Umfassendes Fachwissen und Materialkenntnis

Unumgänglich ist das Fachwissen, das beide Berufsgruppen benötigen, um eine qualitativ hochwertige Arbeit mit ansprechenden Ergebnissen leisten zu können. Für den Architekten ist es wichtig, z. B. über seine Werkstoffe genauestens Bescheid zu wissen. Er muss z.B. einschätzen können, ob die verbauten Materialien den Ansprüchen an Lebensdauer gerecht werden können und ob gesetzliche Vorgaben (z. B. an den Brandschutz) eingehalten werden. Ebenso muss der Ästhetische Mediziner einschätzen können, wie sich eingebrachte Materialien im menschlichen Körper verhalten und ob das menschliche Gewebe an den jeweiligen Stellen dafür geeignet ist.

Intuition und Vorstellungskraft

Moderne 3-D Programme stehen heute sowohl Architekten als auch Ärzten zur Verfügung, die zum Einen die Abstimmung mit dem Bauherren/Patienten erleichtern und zum anderen bei der Planung helfen können. Dennoch hat die 3-D Simulation ihre Grenzen und kann die zwingend nötige Intuition und Vorstellungskraft des ausführenden Architekten bzw. Arztes nie ersetzen.

Beide Berufsgruppen müssen vorausschauend handeln und immer berücksichtigen, wie sich das Material (bzw. Gewebe) im Zuge der fortschreitenden Alterung verändert.

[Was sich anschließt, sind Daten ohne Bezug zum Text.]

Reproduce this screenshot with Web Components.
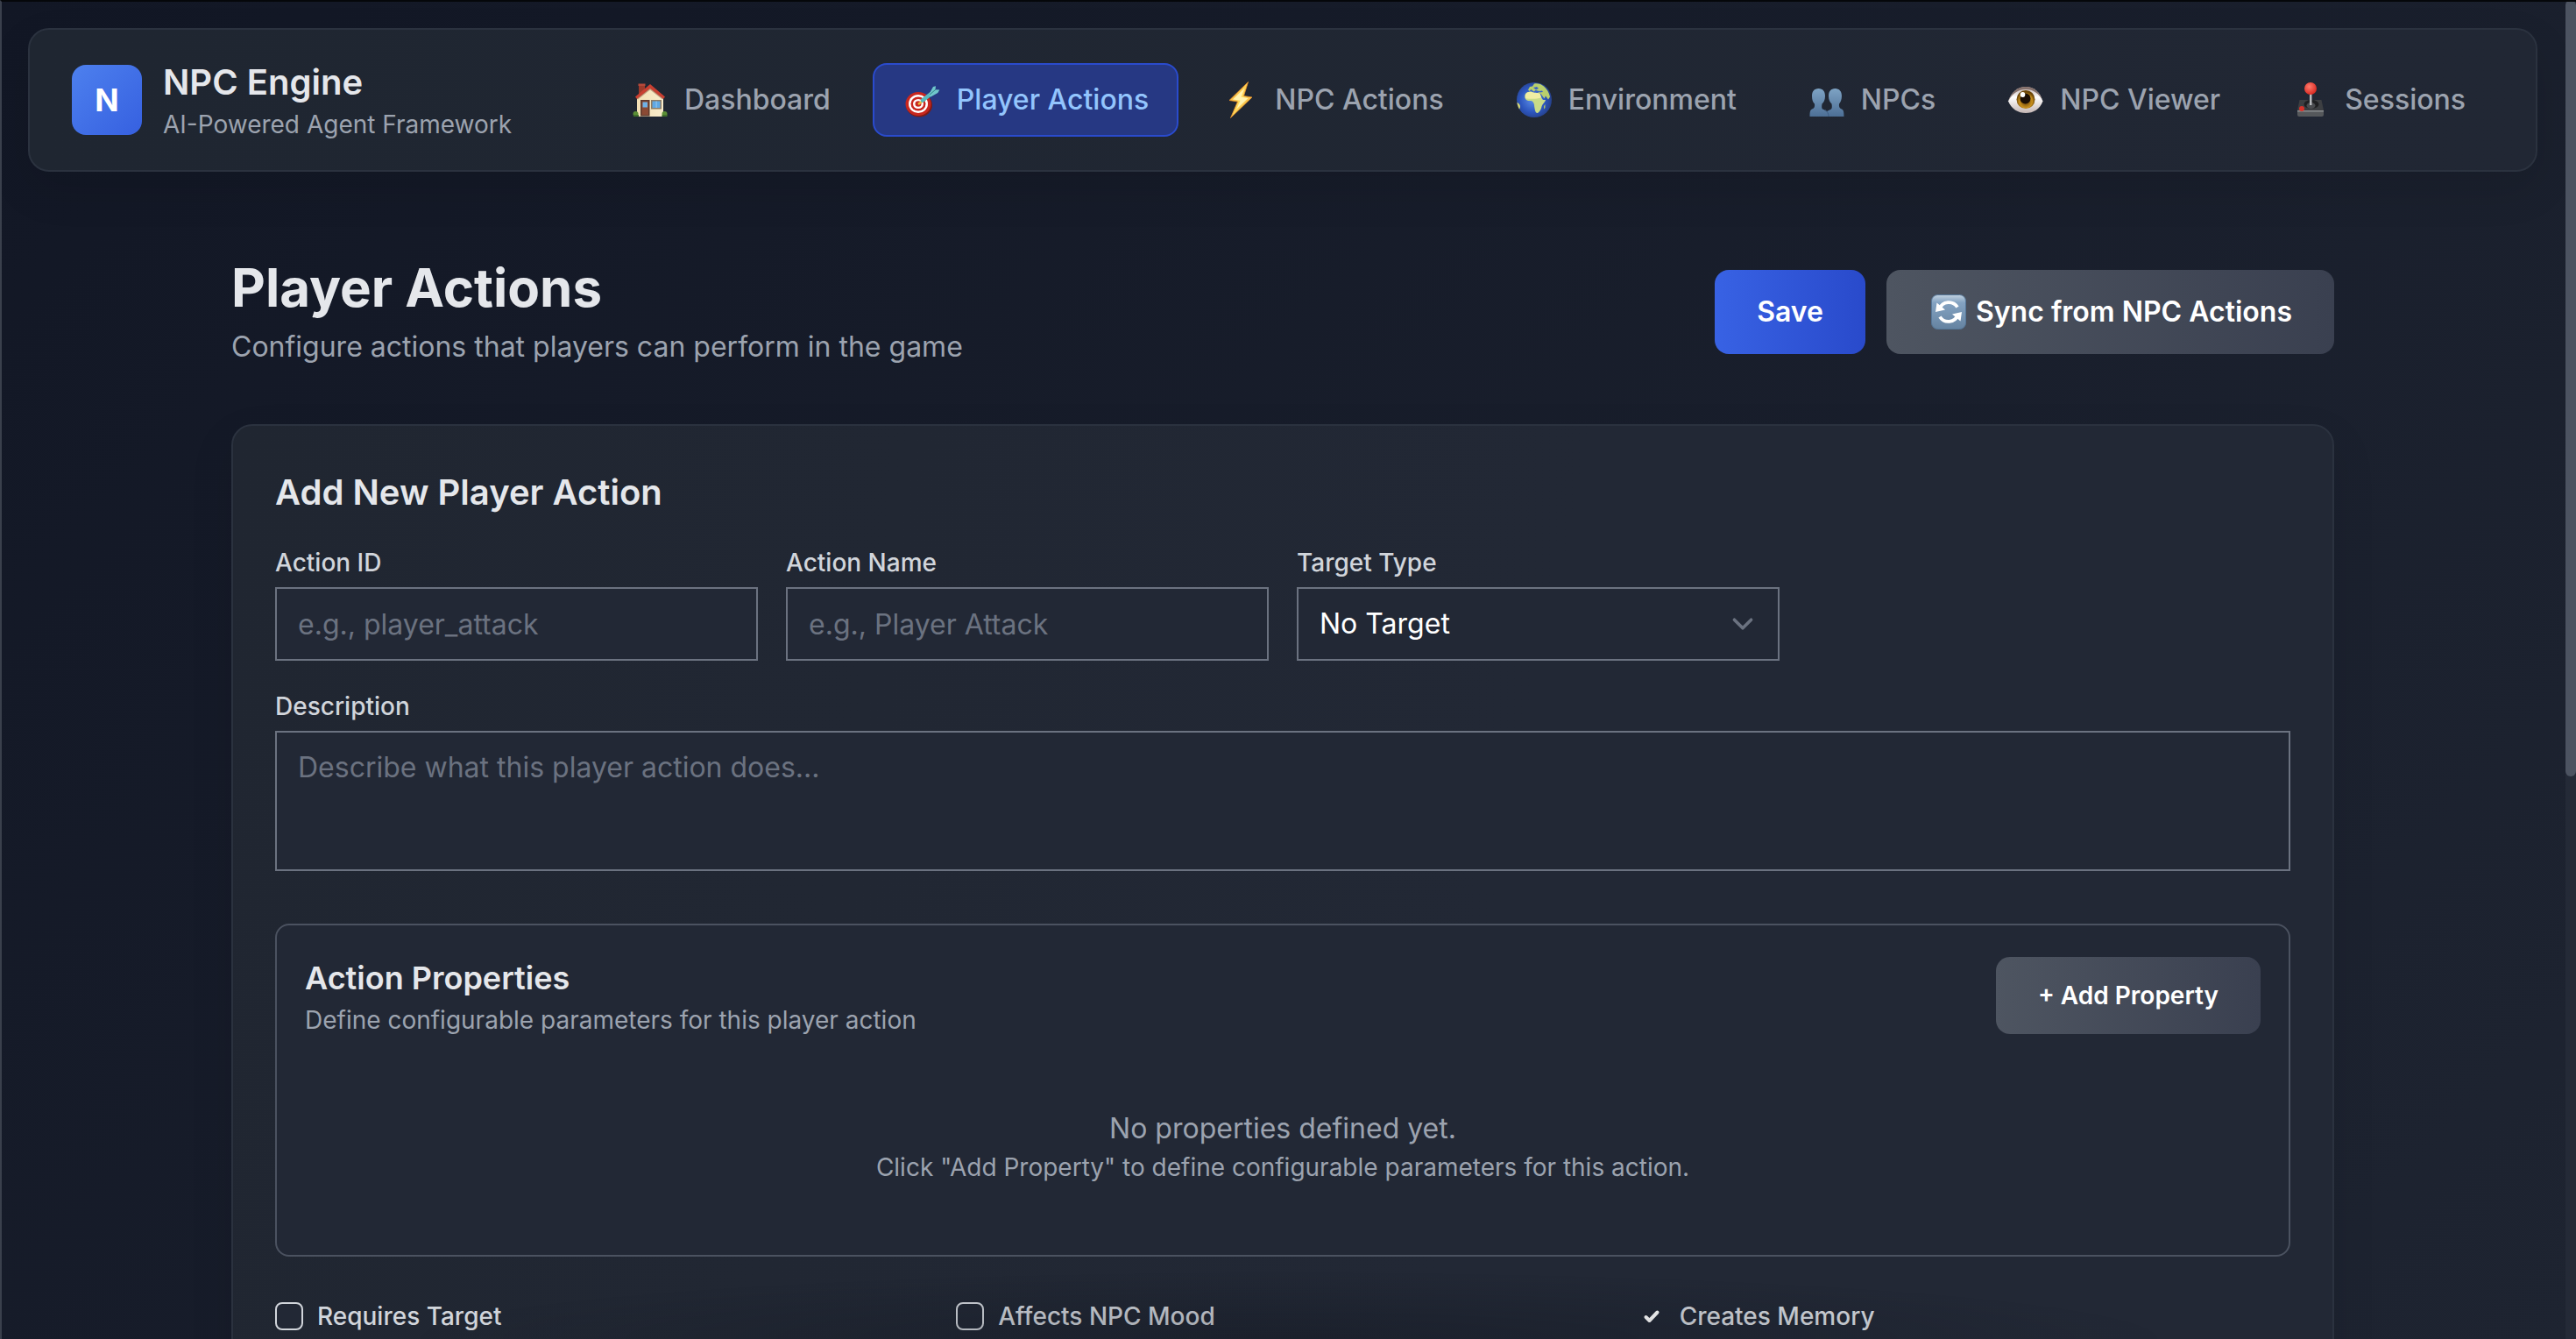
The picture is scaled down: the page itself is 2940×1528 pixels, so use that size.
<!DOCTYPE html>
<html lang="en">
<head>
<meta charset="utf-8">
<title>NPC Engine</title>
<style>
  html, body { margin: 0; height: 100%; }
  body {
    font-family: Inter, "Liberation Sans", sans-serif;
    font-size: 32px;
    line-height: 48px;
    color: #e5e7eb;
    background: #1c2330;
    overflow: hidden;
  }
</style>
</head>
<body>
<app-shell>
  <app-header slot="header">
    <nav-item icon="house" href="#dashboard">Dashboard</nav-item>
    <nav-item icon="target" href="#player-actions" active>Player Actions</nav-item>
    <nav-item icon="bolt" href="#npc-actions">NPC Actions</nav-item>
    <nav-item icon="globe" href="#environment">Environment</nav-item>
    <nav-item icon="people" href="#npcs">NPCs</nav-item>
    <nav-item icon="eye" href="#npc-viewer">NPC Viewer</nav-item>
    <nav-item icon="joystick" href="#sessions">Sessions</nav-item>
  </app-header>
  <page-heading>
    <span slot="title">Player Actions</span>
    <span slot="subtitle">Configure actions that players can perform in the game</span>
    <ui-button variant="primary">Save</ui-button>
    <ui-button icon="sync">Sync from NPC Actions</ui-button>
  </page-heading>
  <action-form></action-form>
</app-shell>

<script>
const ICONS = {
  house: `
    <defs><linearGradient id="w" x1="0" y1="0" x2="1" y2="0"><stop offset="0" stop-color="#f3dfb4"/><stop offset="1" stop-color="#f8eccb"/></linearGradient></defs>
    <path d="M9 4h7v11H9z" fill="#9c3a2b"/><path d="M8.500 3.500h8v2.500h-8z" fill="#b5483a"/>
    <path d="M7 20 22 7l15 13v21H7z" fill="url(#w)"/>
    <path d="M22 4 5 18.500l2 2.500L22 9l15 12 2-2.500z" fill="#c93f31"/>
    <path d="M22 8.500 7 20.500l1 1L22 10.500l14 11 1-1z" fill="#8c5b43" opacity=".5"/>
    <path d="M11 22h10.500v18.500H11z" fill="#5d3a2e"/><path d="M12.500 23.500h7.500V39h-7.500z" fill="#8a4a34"/>
    <path d="M13.500 24.500h5.500v6h-5.500z" fill="#6fb2e6"/>
    <path d="M23 22h12v10.500H23z" fill="#8d7b63"/><path d="M24.500 23.500h9v7.500h-9z" fill="#5fa8e4"/><path d="M28.700 23.500h.8v7.500h-.8z" fill="#a9cdea"/>
    <circle cx="5.500" cy="38" r="3" fill="#5c8f35"/><circle cx="38.500" cy="38" r="3" fill="#5c8f35"/><path d="M3 39h6v2H3zM35.500 39h6v2h-6z" fill="#40702a"/>`,
  target: `
    <ellipse cx="18" cy="28" rx="15" ry="13.500" fill="#7e1a15"/>
    <ellipse cx="17" cy="26.500" rx="14.500" ry="13.500" fill="#c8271f"/>
    <ellipse cx="17" cy="26.500" rx="11" ry="10.500" fill="#fff"/>
    <ellipse cx="17" cy="26.500" rx="8.500" ry="8" fill="#c8271f"/>
    <ellipse cx="17" cy="26.500" rx="6" ry="5.600" fill="#fff"/>
    <ellipse cx="17" cy="26.500" rx="3.500" ry="3.300" fill="#c8271f"/>
    <path d="m17 27 8-6" stroke="#e8b93b" stroke-width="2.500"/>
    <path d="m22 22.500 9-7" stroke="#58b9bd" stroke-width="4.500" stroke-linecap="round"/>
    <path d="m29 16 5-9 3-.8-.5 4 4.800.3-2 3.500-8 4.500z" fill="#6fc6cb"/>
    <path d="m30 16 7-6" stroke="#2f7f88" stroke-width="1"/>`,
  bolt: `
    <defs><linearGradient id="b" x1="0" y1="0" x2="1" y2="1"><stop offset="0" stop-color="#f29a2e"/><stop offset=".5" stop-color="#ffd95a"/><stop offset="1" stop-color="#f0a030"/></linearGradient></defs>
    <path d="M30.500 1.500 9 22.500l9.500 1.500-8 18.500L35 19l-9.500-1.500z" fill="url(#b)" stroke="#e88f2a" stroke-width=".8" stroke-linejoin="round"/>
    <path d="M26.500 8.500 13 21.500l8.500 1.200-4.500 10L30.500 20l-8-1.200z" fill="#fff3b0"/>`,
  globe: `
    <defs><radialGradient id="g" cx=".45" cy=".5" r=".55"><stop offset="0" stop-color="#5c8ee8"/><stop offset=".65" stop-color="#2c55bd"/><stop offset="1" stop-color="#26418b"/></radialGradient></defs>
    <circle cx="22" cy="22" r="20" fill="url(#g)"/>
    <path d="M11.500 16c1-2.500 3.500-3.500 7-3.500 1 0 2 1.500 4 1.500 2.500 0 4-.5 6 .5 1 2.500 2 6 3.500 7.500 1.500 0 3-.3 3 .5-1 2.500-4 4.500-4.500 7-.5 3-2 6-4.500 7.500-1.500.3-2.500-1-3-3-.5-2.500-1-4.500-1-6.500-.5-2.500-2-4.500-4-4.500s-4 .3-5.500-1.500c-1.500-1.500-1.500-3.500-1-5.500z" fill="#c9db87"/>
    <path d="M12 16c1-2.500 3.500-3.500 6.500-3.300 3 1.800 7 .5 10 2l1.500 4.500c-5 2-12 2-18 1z" fill="#f0eda3"/>
    <path d="M15 10.500 17 7l3-.5 2-3c4-.8 8 .5 11 3 3.500 3 6 7 7 12l-2 3-3-4-1.500 3-4-5.500-3-1 1.500-2-4.500-1-2 1.500-3-2.500-2 2z" fill="#b9cf6c"/>
    <path d="M21 8l4-1 2 2-3 1.500zM27 12l4-.5 1 1.500-4 .5z" fill="#3c66c4"/>
    <path d="M2.500 25c1.500.5 3 2 3.500 4 0 2-.5 3-1 3.500C3.500 30 2.700 27.500 2.500 25z" fill="#d5d572"/>
    <path d="M33 29l1.500-2v4l-1.500 1.500z" fill="#a8c06b"/>`,
  people: `
    <defs><linearGradient id="p" x1="0" y1="0" x2="0" y2="1"><stop offset="0" stop-color="#7ea3c4"/><stop offset="1" stop-color="#4d6f96"/></linearGradient></defs>
    <path d="M31.500 9c4.800 0 7.500 3.500 7.500 8.500 0 4-1.500 7.500-3 9-.5 3.500.5 5 3 6 2 1 2.500 3 2.500 8.500H22v-6l5-2.500c1-.8 1-3.500.5-6-2-1.500-3.500-5-3.500-9C24 12.500 26.500 9 31.500 9z" fill="url(#p)"/>
    <path d="M12.500 9c5 0 7.500 3.500 7.500 8.500 0 4-1.500 7.500-3.500 9-.5 3-.5 5 .5 6 4 1.500 7 3 7 8.500H2.500c0-5.500.5-7.500 2.500-8.500 2.500-1 3.500-2.500 3-6-2-1.500-3-5-3-9C5 12.500 7.500 9 12.500 9z" fill="url(#p)"/>
    <path d="M20 33.500c2.500 1.500 4 4 4 7.500" stroke="#3d5c82" stroke-width="1" fill="none"/>`,
  eye: `
    <defs><radialGradient id="i" cx=".5" cy=".6" r=".5"><stop offset="0" stop-color="#5b3608"/><stop offset=".7" stop-color="#c9901c"/><stop offset="1" stop-color="#6c4608"/></radialGradient>
    <linearGradient id="e" x1="0" y1="0" x2="0" y2="1"><stop offset="0" stop-color="#b8a9a6"/><stop offset=".4" stop-color="#fff"/><stop offset="1" stop-color="#c4b6b4"/></linearGradient></defs>
    <path d="M2 23.500C6 12.500 13 7 22 7s16 5.500 19.500 16.500C38 32.500 31 37 22 37S6 32.500 2 23.500z" fill="url(#e)"/>
    <path d="M2 23.500C6 12.500 13 7 22 7s16 5.500 19.500 16.500C37 14.500 31 10 22 10S7 14.500 2 23.500z" fill="#85716c"/>
    <circle cx="22" cy="21.500" r="10.500" fill="url(#i)"/>
    <circle cx="21.500" cy="20.500" r="6" fill="#1c0f05"/>
    <ellipse cx="18.500" cy="16" rx="2.800" ry="3" fill="#fff"/>`,
  joystick: `
    <defs><radialGradient id="r" cx=".4" cy=".35" r=".65"><stop offset="0" stop-color="#ff7a6c"/><stop offset="1" stop-color="#d92a22"/></radialGradient></defs>
    <path d="M9.500 22h25l2.500 12H7z" fill="#3d3f42"/><path d="M7 34h30v5a2 2 0 0 1-2 2H9a2 2 0 0 1-2-2z" fill="#55585b"/>
    <path d="M7 34h30v1.500H7z" fill="#8b8e91"/>
    <ellipse cx="23" cy="27" rx="8.500" ry="5" fill="#1f2022"/>
    <ellipse cx="22.500" cy="28.500" rx="5" ry="3.500" fill="#4a4c4f"/>
    <path d="M21 14h2.500v14H21z" fill="#b8bbbe"/>
    <circle cx="22" cy="9" r="7" fill="url(#r)"/><circle cx="12" cy="32" r="3" fill="#d8322a"/>`,
  sync: `
    <defs><linearGradient id="s" x1="0" y1="0" x2="0" y2="1"><stop offset="0" stop-color="#c3d2e0"/><stop offset=".22" stop-color="#84a3c2"/><stop offset="1" stop-color="#6583a1"/></linearGradient></defs>
    <rect x="2.500" y="2.500" width="39" height="39" rx="7" fill="url(#s)" stroke="#56789a"/>
    <path d="M11.500 18.500A11.500 11.500 0 0 1 32 16.500M32.500 25.500A11.500 11.500 0 0 1 12 27.500" fill="none" stroke="#fff" stroke-width="3.800"/>
    <path d="M7 22 8.500 11.500l9.500 8zM37 22 35.500 32.500l-9.500-8z" fill="#fff"/>`
};

const define = (name, html, setup) => customElements.define(name, class extends HTMLElement {
  connectedCallback() {
    if (this.shadowRoot) return;
    const root = this.attachShadow({ mode: 'open' });
    root.innerHTML = typeof html === 'function' ? html(this) : html;
    if (setup) setup(root, this);
  }
});

define('emoji-icon', el => `
  <style>
    :host { display: inline-flex; flex: none; width: 46px; height: 44px; }
    svg { display: block; width: 100%; height: 100%; }
  </style>
  <svg viewBox="0 0 44 44" aria-hidden="true">${ICONS[el.getAttribute('name')] || ''}</svg>`);

define('nav-item', el => `
  <style>
    :host { display: block; }
    a {
      display: flex; align-items: center; gap: 16px;
      padding: 16px 32px; border-radius: 16px;
      color: #9ca3af; font-weight: 500; text-decoration: none; white-space: nowrap;
    }
    :host([active]) a { color: #93c5fd; background: #263883; border: 2px solid #2a4bcd; }
  </style>
  <a href="${el.getAttribute('href')}"><emoji-icon name="${el.getAttribute('icon')}"></emoji-icon><span><slot></slot></span></a>`);

define('app-header', `
  <style>
    :host {
      display: flex; align-items: center; justify-content: space-between;
      margin: 32px; padding: 32px 48px;
      background: linear-gradient(90deg, #1f2631, #212734);
      border: 2px solid #2b323f; border-radius: 24px;
      box-shadow: 0 20px 50px rgba(0, 0, 0, .1);
    }
    .brand { display: flex; align-items: center; gap: 24px; }
    .logo {
      display: flex; align-items: center; justify-content: center;
      width: 80px; height: 80px; border-radius: 16px;
      background: linear-gradient(135deg, #4d80ee, #3660e0);
      color: #fff; font-size: 36px; font-weight: 700;
    }
    .name { font-size: 40px; line-height: 56px; font-weight: 600; }
    .tag { font-size: 28px; line-height: 40px; color: #9ca3af; }
    nav { display: flex; align-items: center; gap: 16px; }
  </style>
  <div class="brand">
    <div class="logo">N</div>
    <div><div class="name">NPC Engine</div><div class="tag">AI-Powered Agent Framework</div></div>
  </div>
  <nav><slot></slot></nav>`);

define('ui-button', el => `
  <style>
    :host { display: block; }
    button {
      display: flex; align-items: center; gap: 8px;
      padding: 24px 48px; border: 0; border-radius: 16px;
      font: inherit; font-weight: 600; color: #fff; white-space: nowrap;
      background: linear-gradient(90deg, #4e5561, #3a4050);
    }
    :host([variant=primary]) button { background: linear-gradient(90deg, #3862e4, #294acb); }
    :host([size=small]) button { font-size: 28px; line-height: 40px; }
  </style>
  <button type="button">${el.hasAttribute('icon') ? `<emoji-icon name="${el.getAttribute('icon')}"></emoji-icon>` : ''}<span><slot></slot></span></button>`);

define('page-heading', `
  <style>
    :host { display: flex; align-items: center; justify-content: space-between; }
    h1 { margin: 0 0 8px; font-size: 60px; line-height: 72px; font-weight: 700; }
    p { margin: 0; color: #9ca3af; }
    .actions { display: flex; gap: 24px; }
  </style>
  <div><h1><slot name="title"></slot></h1><p><slot name="subtitle"></slot></p></div>
  <div class="actions"><slot></slot></div>`);

define('form-field', el => {
  const type = el.getAttribute('type') || 'text';
  const hint = el.getAttribute('placeholder') || '';
  const control = {
    text: `<input id="control" type="text" placeholder="${hint}">`,
    area: `<textarea id="control" placeholder="${hint}"></textarea>`,
    select: `<div class="select"><select id="control"><option>${el.getAttribute('value')}</option></select>
      <svg viewBox="0 0 20 20" aria-hidden="true"><path d="m6 8 4 4 4-4" fill="none" stroke="#6b7280" stroke-width="1.5" stroke-linecap="round" stroke-linejoin="round"/></svg></div>`
  }[type];
  return `
  <style>
    :host { display: block; }
    label { display: block; margin-bottom: 8px; font-size: 28px; line-height: 40px; font-weight: 500; color: #d1d5db; }
    input, textarea, select {
      display: block; box-sizing: border-box; width: 100%; margin: 0; padding: 16px 24px;
      border: 2px solid #6b7280; border-radius: 0; outline: 0;
      background: #222835; color: #fff; font: inherit; appearance: none;
    }
    input, select { height: 84px; }
    textarea { height: 160px; resize: none; }
    ::placeholder { color: #6b7280; opacity: 1; }
    .select { display: grid; align-items: center; }
    .select > * { grid-area: 1 / 1; }
    svg { justify-self: end; width: 48px; height: 48px; margin-right: 18px; pointer-events: none; }
  </style>
  <label for="control">${el.getAttribute('label')}</label>${control}`;
});

define('check-option', el => `
  <style>
    :host { display: block; }
    label { display: flex; align-items: center; gap: 16px; font-size: 28px; line-height: 40px; font-weight: 500; color: #d1d5db; }
    .box { display: grid; flex: none; width: 32px; height: 32px; }
    .box > * { grid-area: 1 / 1; }
    input { box-sizing: border-box; width: 32px; height: 32px; margin: 0; border: 2px solid #d1d5db; border-radius: 8px; background: #222835; appearance: none; }
    input:checked { border-color: transparent; background: none; }
    svg { width: 32px; height: 32px; pointer-events: none; visibility: hidden; }
    input:checked + svg { visibility: visible; }
  </style>
  <label><span class="box"><input type="checkbox"${el.hasAttribute('checked') ? ' checked' : ''}><svg viewBox="0 0 32 32" aria-hidden="true"><path d="m9.500 17 4 4 9-9.500" fill="none" stroke="#fff" stroke-width="4" stroke-linecap="round" stroke-linejoin="round"/></svg></span><span><slot></slot></span></label>`);

define('property-panel', `
  <style>
    :host { display: block; padding: 32px; border: 2px solid #4b5260; border-radius: 16px; background: #222835; }
    header { display: flex; align-items: center; justify-content: space-between; }
    h3 { margin: 0; font-size: 36px; line-height: 56px; font-weight: 600; }
    p { margin: 0; }
    .note { font-size: 28px; line-height: 40px; }
    header, .empty { color: #9ca3af; }
    h3 { color: #e5e7eb; }
    .empty { margin-top: 32px; padding: 48px 0; text-align: center; }
  </style>
  <header>
    <div><h3>Action Properties</h3><p class="note">Define configurable parameters for this player action</p></div>
    <ui-button size="small">+ Add Property</ui-button>
  </header>
  <div class="empty"><p>No properties defined yet.</p><p class="note">Click "Add Property" to define configurable parameters for this action.</p></div>`);

define('action-form', `
  <style>
    :host {
      display: block; margin-top: 64px; padding: 48px;
      background: linear-gradient(100deg, #202631, #222835 60%);
      border: 2px solid #2b323f; border-radius: 24px;
      box-shadow: 0 20px 50px rgba(0, 0, 0, .1);
    }
    h2 { margin: 0 0 32px; font-size: 40px; line-height: 56px; font-weight: 600; }
    .fields { display: grid; grid-template-columns: repeat(4, 1fr); gap: 32px; }
    .wide { grid-column: 1 / -1; }
    property-panel { margin: 60px 0 48px; }
    .options { display: grid; grid-template-columns: repeat(3, 1fr); gap: 32px; }
  </style>
  <h2>Add New Player Action</h2>
  <div class="fields">
    <form-field label="Action ID" placeholder="e.g., player_attack"></form-field>
    <form-field label="Action Name" placeholder="e.g., Player Attack"></form-field>
    <form-field label="Target Type" type="select" value="No Target"></form-field>
    <form-field class="wide" label="Description" type="area" placeholder="Describe what this player action does..."></form-field>
  </div>
  <property-panel></property-panel>
  <div class="options">
    <check-option>Requires Target</check-option>
    <check-option>Affects NPC Mood</check-option>
    <check-option checked>Creates Memory</check-option>
  </div>`);

define('app-shell', `
  <style>
    :host {
      display: flex; height: 100vh; overflow: hidden; box-sizing: border-box;
      background: linear-gradient(135deg, #121725, #1e2431);
    }
    .content { flex: 1; min-width: 0; }
    main { max-width: 2400px; margin: 96px auto 0; padding-bottom: 96px; }
    .track { flex: none; width: 12px; background: #242a37; }
    .thumb { height: 58%; border-radius: 6px; background: #4c5361; }
    .frame {
      position: fixed; inset: 0; pointer-events: none;
      border-left: 2px solid #3a404c; border-top: 2px solid #05070a;
      background: radial-gradient(ellipse 34% 5% at 50% 100%, rgba(8, 12, 20, .25), transparent);
    }
  </style>
  <div class="content">
    <slot name="header"></slot>
    <main><slot></slot></main>
  </div>
  <div class="track"><div class="thumb"></div></div>
  <div class="frame"></div>`);
</script>
</body>
</html>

Planungsfehler sind oft folgenschwer

Fehlentscheidungen können für Architekten (bestes Beispiel ist der Flughafen Berlin-Brandenburg, BER) wie auch Ärzte weitreichende Konsequenzen haben. Sowohl die grundsätzliche Machbarkeit eines Projekts, die Ästhetik des Ergebnisses und die Sicherheit (Statik / Gesundheit) sind hier zu nennen. Nachträgliche Korrekturmaßnahmen sind in der Regel sehr aufwändig, unangenehm und nicht immer von Erfolg gekrönt.